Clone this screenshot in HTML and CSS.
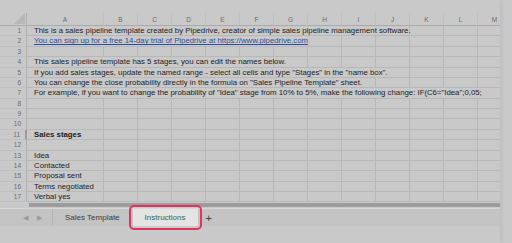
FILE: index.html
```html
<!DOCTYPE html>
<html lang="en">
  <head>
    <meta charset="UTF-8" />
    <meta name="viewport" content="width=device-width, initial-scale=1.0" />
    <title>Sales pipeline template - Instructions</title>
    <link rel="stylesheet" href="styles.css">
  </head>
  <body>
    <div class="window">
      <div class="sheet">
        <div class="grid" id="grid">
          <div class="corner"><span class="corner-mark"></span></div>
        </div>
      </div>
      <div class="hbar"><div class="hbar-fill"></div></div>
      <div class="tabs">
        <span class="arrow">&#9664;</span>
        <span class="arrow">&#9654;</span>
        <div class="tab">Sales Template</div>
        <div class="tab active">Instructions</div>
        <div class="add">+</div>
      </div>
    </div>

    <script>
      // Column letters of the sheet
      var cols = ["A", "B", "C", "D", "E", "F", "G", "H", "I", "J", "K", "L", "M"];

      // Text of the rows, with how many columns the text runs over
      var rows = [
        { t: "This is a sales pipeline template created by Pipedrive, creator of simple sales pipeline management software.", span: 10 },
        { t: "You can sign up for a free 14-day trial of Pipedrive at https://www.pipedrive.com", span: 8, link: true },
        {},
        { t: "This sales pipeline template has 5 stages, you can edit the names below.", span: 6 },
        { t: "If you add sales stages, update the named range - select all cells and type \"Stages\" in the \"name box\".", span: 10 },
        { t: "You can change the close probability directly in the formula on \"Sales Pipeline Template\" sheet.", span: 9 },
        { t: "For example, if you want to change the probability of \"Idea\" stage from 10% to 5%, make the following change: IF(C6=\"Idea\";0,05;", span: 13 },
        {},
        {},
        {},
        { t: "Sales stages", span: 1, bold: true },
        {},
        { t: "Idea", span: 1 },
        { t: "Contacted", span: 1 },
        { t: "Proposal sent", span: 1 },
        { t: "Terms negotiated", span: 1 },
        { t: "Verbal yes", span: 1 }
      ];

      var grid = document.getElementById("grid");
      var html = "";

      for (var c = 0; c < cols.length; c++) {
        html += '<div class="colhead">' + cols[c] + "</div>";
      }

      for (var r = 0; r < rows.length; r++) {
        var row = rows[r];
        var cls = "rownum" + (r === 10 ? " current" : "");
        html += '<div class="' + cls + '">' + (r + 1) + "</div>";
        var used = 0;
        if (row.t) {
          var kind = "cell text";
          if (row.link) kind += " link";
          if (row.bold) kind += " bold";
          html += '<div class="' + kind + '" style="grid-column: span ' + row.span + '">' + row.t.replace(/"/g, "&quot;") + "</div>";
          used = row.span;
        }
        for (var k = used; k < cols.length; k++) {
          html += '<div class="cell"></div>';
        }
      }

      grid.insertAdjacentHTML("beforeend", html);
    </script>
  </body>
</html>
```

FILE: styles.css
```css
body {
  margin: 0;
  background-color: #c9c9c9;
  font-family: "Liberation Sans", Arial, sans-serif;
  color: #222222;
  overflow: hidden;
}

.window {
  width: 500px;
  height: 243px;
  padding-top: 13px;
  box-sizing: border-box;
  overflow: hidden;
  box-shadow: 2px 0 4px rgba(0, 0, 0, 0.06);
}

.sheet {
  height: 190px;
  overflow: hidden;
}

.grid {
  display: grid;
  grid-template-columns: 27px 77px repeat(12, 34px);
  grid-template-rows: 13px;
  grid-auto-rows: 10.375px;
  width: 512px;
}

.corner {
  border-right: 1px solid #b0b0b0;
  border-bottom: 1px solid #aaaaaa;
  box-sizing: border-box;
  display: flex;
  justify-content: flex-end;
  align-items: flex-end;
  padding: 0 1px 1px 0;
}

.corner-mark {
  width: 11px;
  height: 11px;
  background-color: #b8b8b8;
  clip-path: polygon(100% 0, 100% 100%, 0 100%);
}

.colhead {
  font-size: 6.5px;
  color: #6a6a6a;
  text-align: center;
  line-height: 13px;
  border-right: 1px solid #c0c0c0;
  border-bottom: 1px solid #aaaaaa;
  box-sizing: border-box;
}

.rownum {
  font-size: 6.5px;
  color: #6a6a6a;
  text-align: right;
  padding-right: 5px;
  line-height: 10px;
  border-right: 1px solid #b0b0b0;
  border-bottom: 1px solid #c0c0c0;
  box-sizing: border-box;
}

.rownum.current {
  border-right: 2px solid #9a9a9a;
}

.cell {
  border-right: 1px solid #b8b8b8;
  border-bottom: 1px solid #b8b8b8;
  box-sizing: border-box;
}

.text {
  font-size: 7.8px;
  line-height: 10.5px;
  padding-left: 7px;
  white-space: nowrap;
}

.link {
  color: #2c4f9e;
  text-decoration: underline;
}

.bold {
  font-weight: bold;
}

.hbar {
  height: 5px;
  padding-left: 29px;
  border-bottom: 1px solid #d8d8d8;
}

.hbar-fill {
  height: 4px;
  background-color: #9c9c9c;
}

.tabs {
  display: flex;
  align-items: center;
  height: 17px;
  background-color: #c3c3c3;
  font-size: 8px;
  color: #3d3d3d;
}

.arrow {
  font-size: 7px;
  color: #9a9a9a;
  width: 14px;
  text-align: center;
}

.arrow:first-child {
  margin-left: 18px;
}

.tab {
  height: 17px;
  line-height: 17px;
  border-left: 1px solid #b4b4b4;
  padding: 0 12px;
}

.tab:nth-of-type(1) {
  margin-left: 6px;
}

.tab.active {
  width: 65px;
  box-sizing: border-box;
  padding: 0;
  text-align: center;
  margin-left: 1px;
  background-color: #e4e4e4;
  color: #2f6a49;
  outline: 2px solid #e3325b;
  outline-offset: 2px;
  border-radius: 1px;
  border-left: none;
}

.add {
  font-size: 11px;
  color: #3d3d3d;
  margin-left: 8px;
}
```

**What the exercise asks**
Repeat the data exactly, excluding the pictures.

**Correct answer**
Clone this screenshot in HTML and CSS.
FILE: index.html
```html
<!DOCTYPE html>
<html lang="en">
  <head>
    <meta charset="UTF-8" />
    <meta name="viewport" content="width=device-width, initial-scale=1.0" />
    <title>Sales pipeline template - Instructions</title>
    <link rel="stylesheet" href="styles.css">
  </head>
  <body>
    <div class="window">
      <div class="sheet">
        <div class="grid" id="grid">
          <div class="corner"><span class="corner-mark"></span></div>
        </div>
      </div>
      <div class="hbar"><div class="hbar-fill"></div></div>
      <div class="tabs">
        <span class="arrow">&#9664;</span>
        <span class="arrow">&#9654;</span>
        <div class="tab">Sales Template</div>
        <div class="tab active">Instructions</div>
        <div class="add">+</div>
      </div>
    </div>

    <script>
      // Column letters of the sheet
      var cols = ["A", "B", "C", "D", "E", "F", "G", "H", "I", "J", "K", "L", "M"];

      // Text of the rows, with how many columns the text runs over
      var rows = [
        { t: "This is a sales pipeline template created by Pipedrive, creator of simple sales pipeline management software.", span: 10 },
        { t: "You can sign up for a free 14-day trial of Pipedrive at https://www.pipedrive.com", span: 8, link: true },
        {},
        { t: "This sales pipeline template has 5 stages, you can edit the names below.", span: 6 },
        { t: "If you add sales stages, update the named range - select all cells and type \"Stages\" in the \"name box\".", span: 10 },
        { t: "You can change the close probability directly in the formula on \"Sales Pipeline Template\" sheet.", span: 9 },
        { t: "For example, if you want to change the probability of \"Idea\" stage from 10% to 5%, make the following change: IF(C6=\"Idea\";0,05;", span: 13 },
        {},
        {},
        {},
        { t: "Sales stages", span: 1, bold: true },
        {},
        { t: "Idea", span: 1 },
        { t: "Contacted", span: 1 },
        { t: "Proposal sent", span: 1 },
        { t: "Terms negotiated", span: 1 },
        { t: "Verbal yes", span: 1 }
      ];

      var grid = document.getElementById("grid");
      var html = "";

      for (var c = 0; c < cols.length; c++) {
        html += '<div class="colhead">' + cols[c] + "</div>";
      }

      for (var r = 0; r < rows.length; r++) {
        var row = rows[r];
        var cls = "rownum" + (r === 10 ? " current" : "");
        html += '<div class="' + cls + '">' + (r + 1) + "</div>";
        var used = 0;
        if (row.t) {
          var kind = "cell text";
          if (row.link) kind += " link";
          if (row.bold) kind += " bold";
          html += '<div class="' + kind + '" style="grid-column: span ' + row.span + '">' + row.t.replace(/"/g, "&quot;") + "</div>";
          used = row.span;
        }
        for (var k = used; k < cols.length; k++) {
          html += '<div class="cell"></div>';
        }
      }

      grid.insertAdjacentHTML("beforeend", html);
    </script>
  </body>
</html>
```

FILE: styles.css
```css
body {
  margin: 0;
  background-color: #c9c9c9;
  font-family: "Liberation Sans", Arial, sans-serif;
  color: #222222;
  overflow: hidden;
}

.window {
  width: 500px;
  height: 243px;
  padding-top: 13px;
  box-sizing: border-box;
  overflow: hidden;
  box-shadow: 2px 0 4px rgba(0, 0, 0, 0.06);
}

.sheet {
  height: 190px;
  overflow: hidden;
}

.grid {
  display: grid;
  grid-template-columns: 27px 77px repeat(12, 34px);
  grid-template-rows: 13px;
  grid-auto-rows: 10.375px;
  width: 512px;
}

.corner {
  border-right: 1px solid #b0b0b0;
  border-bottom: 1px solid #aaaaaa;
  box-sizing: border-box;
  display: flex;
  justify-content: flex-end;
  align-items: flex-end;
  padding: 0 1px 1px 0;
}

.corner-mark {
  width: 11px;
  height: 11px;
  background-color: #b8b8b8;
  clip-path: polygon(100% 0, 100% 100%, 0 100%);
}

.colhead {
  font-size: 6.5px;
  color: #6a6a6a;
  text-align: center;
  line-height: 13px;
  border-right: 1px solid #c0c0c0;
  border-bottom: 1px solid #aaaaaa;
  box-sizing: border-box;
}

.rownum {
  font-size: 6.5px;
  color: #6a6a6a;
  text-align: right;
  padding-right: 5px;
  line-height: 10px;
  border-right: 1px solid #b0b0b0;
  border-bottom: 1px solid #c0c0c0;
  box-sizing: border-box;
}

.rownum.current {
  border-right: 2px solid #9a9a9a;
}

.cell {
  border-right: 1px solid #b8b8b8;
  border-bottom: 1px solid #b8b8b8;
  box-sizing: border-box;
}

.text {
  font-size: 7.8px;
  line-height: 10.5px;
  padding-left: 7px;
  white-space: nowrap;
}

.link {
  color: #2c4f9e;
  text-decoration: underline;
}

.bold {
  font-weight: bold;
}

.hbar {
  height: 5px;
  padding-left: 29px;
  border-bottom: 1px solid #d8d8d8;
}

.hbar-fill {
  height: 4px;
  background-color: #9c9c9c;
}

.tabs {
  display: flex;
  align-items: center;
  height: 17px;
  background-color: #c3c3c3;
  font-size: 8px;
  color: #3d3d3d;
}

.arrow {
  font-size: 7px;
  color: #9a9a9a;
  width: 14px;
  text-align: center;
}

.arrow:first-child {
  margin-left: 18px;
}

.tab {
  height: 17px;
  line-height: 17px;
  border-left: 1px solid #b4b4b4;
  padding: 0 12px;
}

.tab:nth-of-type(1) {
  margin-left: 6px;
}

.tab.active {
  width: 65px;
  box-sizing: border-box;
  padding: 0;
  text-align: center;
  margin-left: 1px;
  background-color: #e4e4e4;
  color: #2f6a49;
  outline: 2px solid #e3325b;
  outline-offset: 2px;
  border-radius: 1px;
  border-left: none;
}

.add {
  font-size: 11px;
  color: #3d3d3d;
  margin-left: 8px;
}
```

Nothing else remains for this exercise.